I wish that all of these bigots and evangelicals would just move up to Alaska.


Charles Heidecker - 9/14/2008

On what evidence do you make these claims about illiteracy, etc.? And why are you assuming that all stupid voters are black ("inner-city")? Have you ever driven around West Virginia or Idaho or South Dakota?

You begin with some ugly stereotypes and you proceed to draw a conclusion from your ugly beliefs. Not very smart, in my opinion.

Prejudices and generalizations like these do not demonstrate intelligence or education.


Lawrence Brooks Hughes - 9/13/2008

Most of the most stupid don't vote. That is why you see the Democrats' inner-city voter registration efforts fail so abysmally every year, despite heavy financing. Many of those people also cannot read (thanks to their unionized teachers), and do not show up at the voting place because embarrassed to reveal they don't know how or where to print their names and addresses. And, fortunately, since they don't show up, the overall level of those who do vote improves.




vaughn davis bornet - 9/8/2008

I can't see that the text justifies the hostile headline about O'Reilly.

Vaughn Davis Bornet


Jules R. Benjamin - 9/8/2008

Rick certainly has plenty of survey evidence on his side. I don't chalenge those studies. In 1970, as Cambodia was being drawn more and more into the war in Vietnam, I was part of a man-in-the-street survey team. Concerning Cambodia, only 20% knew much if anything about it. The correct responsers to "who is Norodom Sihanouk" was close to zero.

Still, there are complexities here. People know a lot of things, they just don't know much about politics or foreign affairs. (Everybody knows the kind of person who is ignorant of the capital of Germany but does know the 1947 batting average of Ted Williams or every lyric of every Madonna song.) The problem is not stupidity but lack of interest.

Also, the media don't make much of an effort to inform the public. This may be why those who listen to, watch or read it don't know much more than those who don't. The media fear that if the news is not "sexed up," nobody will pay attention. The growth of the audience for shout radio may make that point. Still, a very different logic could be applied: People aren't interested in "hard" news because it does not seem relevant to their lives; moreover, the belief that "you can't fight city hall" is not a stupid one. (Actually, the chances of prevailing over city hall are greater than prevailing over Washington.)

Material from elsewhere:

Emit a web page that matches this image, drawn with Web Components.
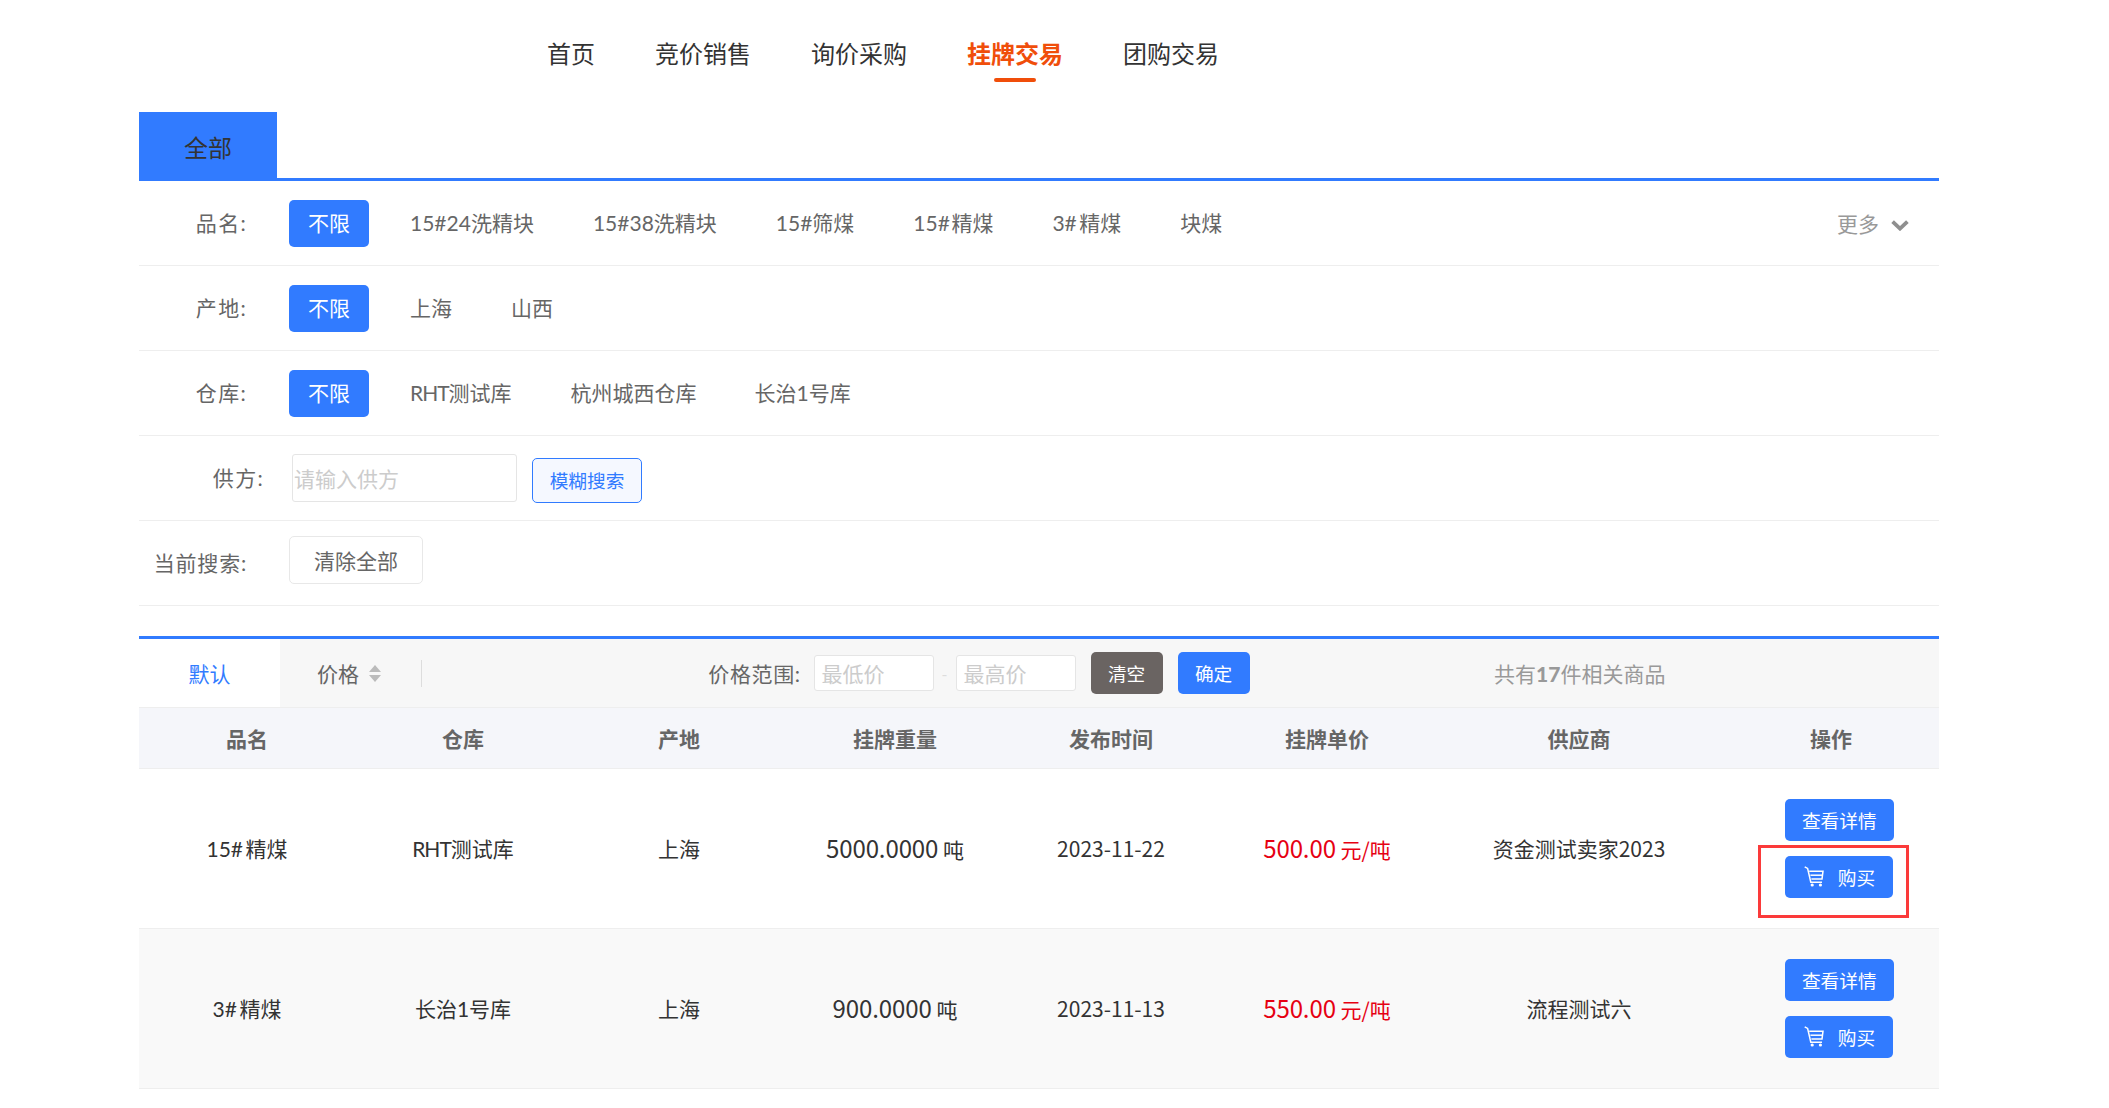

Finally, while people may not have much factual knowledge about their nation or the world, they do have a lot of information nonetheless. Unfortunately, much of it is silly or wrong. This may sound like more bad news but it indicates that people are actually paying attention. They are, however, listening to their friends who know litle more than themselves. The average person is not averse to education, nor are they incapable of learning. They just have lousy teachers.


Jim Good - 9/8/2008

"The moral of this story: Schooling alone doesn't translate into better educated voters."

I think this makes your point more precisely than some of the rhetoric you used in your previous articles on this issue. Previously, you seemed to imply that quantity of education is equal to quality: "Americans are better educated now than they were 50 years ago" (my paraphrase). Although, on average, Americans may have more years of education, that doesn't necessarily mean they should be better educated in the arenas of politics or American history. Indeed, your point is that they aren't.


James W Loewen - 9/8/2008

An exercise reported in LIES MY TEACHER TOLD ME shows that less educated adults were more likely to be doves throughout the Vietnam War. More educated adults were more likely to believe BS about the war, such as that it was intended to stop Moscow or Beijing, the domino effect, etc. So this is not new. But it's important and Shenkman makes the case well.